_Your task:_ Locate each line in the records containing "with". Copy it.

_Extracted records:_
········

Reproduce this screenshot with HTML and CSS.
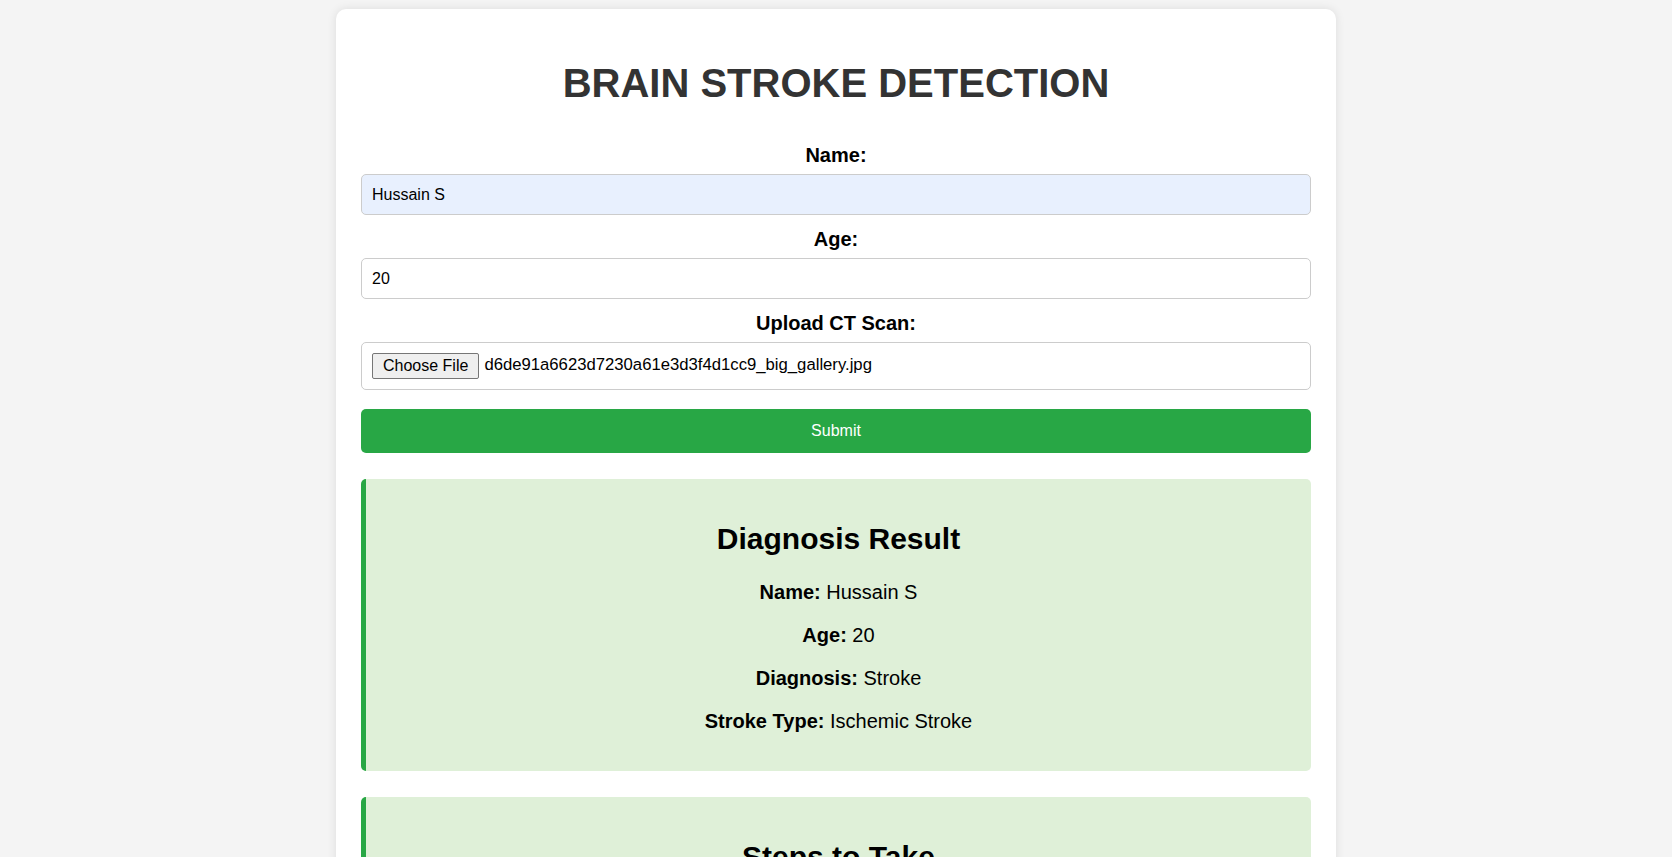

········

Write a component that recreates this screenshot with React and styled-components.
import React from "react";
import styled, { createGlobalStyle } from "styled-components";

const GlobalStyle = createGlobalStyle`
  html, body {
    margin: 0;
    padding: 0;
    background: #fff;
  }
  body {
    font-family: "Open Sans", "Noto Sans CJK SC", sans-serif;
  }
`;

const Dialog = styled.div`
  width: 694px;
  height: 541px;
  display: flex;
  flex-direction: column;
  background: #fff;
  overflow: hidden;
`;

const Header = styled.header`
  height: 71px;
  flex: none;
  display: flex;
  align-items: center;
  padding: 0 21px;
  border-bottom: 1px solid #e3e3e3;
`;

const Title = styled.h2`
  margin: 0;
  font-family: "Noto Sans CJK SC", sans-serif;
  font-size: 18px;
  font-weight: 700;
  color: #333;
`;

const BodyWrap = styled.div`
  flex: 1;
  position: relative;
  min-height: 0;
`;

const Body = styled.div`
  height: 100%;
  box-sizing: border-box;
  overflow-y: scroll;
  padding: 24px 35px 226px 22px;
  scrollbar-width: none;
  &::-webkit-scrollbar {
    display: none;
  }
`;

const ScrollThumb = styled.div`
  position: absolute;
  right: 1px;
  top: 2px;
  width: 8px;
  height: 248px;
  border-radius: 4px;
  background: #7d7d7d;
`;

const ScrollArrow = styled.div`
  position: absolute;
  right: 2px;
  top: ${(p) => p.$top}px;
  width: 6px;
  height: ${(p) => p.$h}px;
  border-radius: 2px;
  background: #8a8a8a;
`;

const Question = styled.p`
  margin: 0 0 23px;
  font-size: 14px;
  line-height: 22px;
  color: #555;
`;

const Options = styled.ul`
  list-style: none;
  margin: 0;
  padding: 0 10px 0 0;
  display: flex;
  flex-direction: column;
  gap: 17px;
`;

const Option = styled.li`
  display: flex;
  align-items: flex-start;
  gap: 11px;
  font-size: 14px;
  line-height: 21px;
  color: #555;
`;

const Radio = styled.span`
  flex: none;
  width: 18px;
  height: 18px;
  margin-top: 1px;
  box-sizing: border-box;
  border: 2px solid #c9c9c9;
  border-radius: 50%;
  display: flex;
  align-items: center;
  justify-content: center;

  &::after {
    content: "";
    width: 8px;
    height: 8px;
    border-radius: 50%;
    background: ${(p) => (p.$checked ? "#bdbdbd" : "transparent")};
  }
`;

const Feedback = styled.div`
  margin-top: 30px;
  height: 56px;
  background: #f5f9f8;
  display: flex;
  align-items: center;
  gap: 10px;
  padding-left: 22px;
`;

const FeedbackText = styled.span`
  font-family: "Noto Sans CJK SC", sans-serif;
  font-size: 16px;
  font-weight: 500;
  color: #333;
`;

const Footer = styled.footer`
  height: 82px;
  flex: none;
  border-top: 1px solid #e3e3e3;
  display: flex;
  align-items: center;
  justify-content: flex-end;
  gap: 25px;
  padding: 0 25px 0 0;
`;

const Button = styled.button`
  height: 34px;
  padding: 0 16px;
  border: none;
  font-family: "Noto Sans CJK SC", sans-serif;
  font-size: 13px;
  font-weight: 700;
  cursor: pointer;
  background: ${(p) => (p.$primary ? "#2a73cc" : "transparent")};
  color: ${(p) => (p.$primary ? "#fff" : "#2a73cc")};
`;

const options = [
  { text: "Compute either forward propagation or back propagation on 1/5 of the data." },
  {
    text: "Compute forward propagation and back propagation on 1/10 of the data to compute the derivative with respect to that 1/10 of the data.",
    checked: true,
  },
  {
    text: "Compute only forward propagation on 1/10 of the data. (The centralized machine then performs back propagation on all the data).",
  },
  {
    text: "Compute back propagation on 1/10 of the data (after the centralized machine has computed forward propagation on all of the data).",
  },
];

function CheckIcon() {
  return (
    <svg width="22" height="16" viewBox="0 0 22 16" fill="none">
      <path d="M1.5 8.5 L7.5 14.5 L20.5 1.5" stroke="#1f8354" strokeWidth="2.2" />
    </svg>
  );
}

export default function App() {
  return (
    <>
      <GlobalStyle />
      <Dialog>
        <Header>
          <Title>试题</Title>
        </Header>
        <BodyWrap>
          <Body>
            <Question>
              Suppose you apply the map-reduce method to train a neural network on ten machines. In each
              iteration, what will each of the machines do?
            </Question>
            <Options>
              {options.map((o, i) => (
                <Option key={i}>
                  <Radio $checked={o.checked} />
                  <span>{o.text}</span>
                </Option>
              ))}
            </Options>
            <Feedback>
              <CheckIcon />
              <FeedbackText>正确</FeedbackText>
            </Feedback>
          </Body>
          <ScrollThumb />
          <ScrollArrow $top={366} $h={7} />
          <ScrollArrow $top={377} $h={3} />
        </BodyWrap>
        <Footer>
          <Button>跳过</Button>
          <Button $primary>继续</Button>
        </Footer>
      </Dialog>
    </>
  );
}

········

_Response:_
Reproduce this screenshot with HTML and CSS.
Write a component that recreates this screenshot with React and styled-components.
    text: "Compute forward propagation and back propagation on 1/10 of the data to compute the derivative with respect to that 1/10 of the data.",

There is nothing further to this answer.